The Water & Utilities section provides reliable, quality water and wastewater systems. This section ensures that all utilities infrastructure meets current standards and practices, operates all systems according to all applicable codes, and responds to emergencies and customer concerns.
THE ALERT THE MD FORM IS A QUICK, CONVENIENT AND CONFIDENTIAL WAY TO BRING ISSUES TO THE ATTENTION OF DIFFERENT DEPARTMENTS.
All residents connected to the municipal water and wastewater systems are billed monthly for services. With some exceptions, residential waste disposal is provided free of charge.

Southshore Sewer Project

The MD completed the final stage of a $21.3 million wastewater facility in 2006 that provides rural sewage collection and treatment services to the Southshore communities of Canyon Creek, Widewater, Wagner, and Nine Mile Point.

The Southshore Sewer Project, which was the largest project ever undertaken by the municipality, was also Alberta’s first municipal membrane bioreactor and precedent setting in its use of new, innovative biotechnology.

Construction of a low pressure wastewater collection system, treatment facility, and wetland commenced in 2004 and was completed in late 2005.

Since start-up in early 2006, the state-of-the-art facility has consistently produced high-quality effluent in terms of low organics, suspended solids, nutrients, and microorganisms, which will meet the demands of the community for the foreseeable future while protecting the environment.

Late 2011 saw the installation of a lift station, collector lines, and private service connections to over 250 residences. An additional 150 private service connections are scheduled for completion in 2012. All serviceable residents were required to connect to this municipal wastewater system per Bylaw 2003-08.
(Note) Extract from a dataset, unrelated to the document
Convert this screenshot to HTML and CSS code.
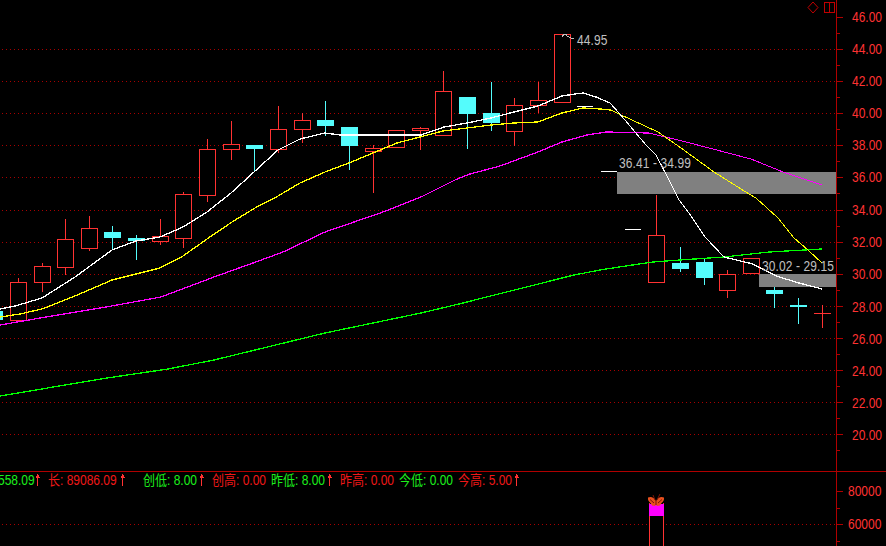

This successful project was the result of collaborative efforts of the municipality, Alberta Environment, Alberta Infrastructure and Transportation, Infrastructure Canada-Alberta Program, and area residents.

Water Meter Sensor Replacement Project

Project Overview

Your water meter contains two key components: a water meter body through which water passes into your home, and a battery-powered sensor (register) that reads the volume of water that passes through the meter body. In the coming months, the MD Utilities Department will be scheduling visits to households across the region to perform this simple and mandatory sensor replacement. There will be no charges to residents for the sensor replacement.

A Better Sensor for Continued Reliable Readings

While the brass body of MD water meters will remain functional for many more years, the existing sensors have a limited lifespan and must be changed periodically. The new sensors incorporate new LED & signalling technology which will improve battery lifespan. These sensors are expected to last between 15 and 20 years. Please note that this water meter sensor replacement is mandatory. Failure to comply with utilities personnel or make your home available may result in actions being taken in accordance with Bylaw 2003-08.

MD Utilities Staff will be Coming to Your Area

Utilities Staff will begin these water sensor replacements in Flatbush and Smith in November and move to Poplar Lane and the Southshore communities in the first quarter of 2019. The MD must gain access to your home in order to change out and reprogram your water sensor. This will be conducted by MD Utilities Staff through a combination of booked appointments and door knocking. To mitigate the inconvenience, Utilities Staff will make themselves available during evenings and weekends throughout the scheduled sensor replacement activities. In most cases, sensor switch-out and reprogramming will require no more than 15 minutes. To facilitate the switch, the MD asks property owners to be aware of the location of their meters when booking appointments and to ensure unobstructed access to their water meters. Utilities Staff will be using MD-marked vehicles and will have specific Municipal District ID cards to verify their identity.

Every Drop Counts

In addition to saving money on your utility bill, water conservation helps prevent water pollution in nearby lakes, rivers and local watersheds. Conserving water can also can also prevent unnecessary wear on your E-One Grinder Pump that may result in expensive repairs ($3,000.00 + labor).

An average household will run approximately 650 pump cycles per year. Over time, above average water usage may cause premature wear of the pump. A leaky toilet, for example, can cause approximately 440 extra pump cycles per year, cutting the life expectancy of your pump considerably.

We encourage all residents to use the water they need, but not waste it.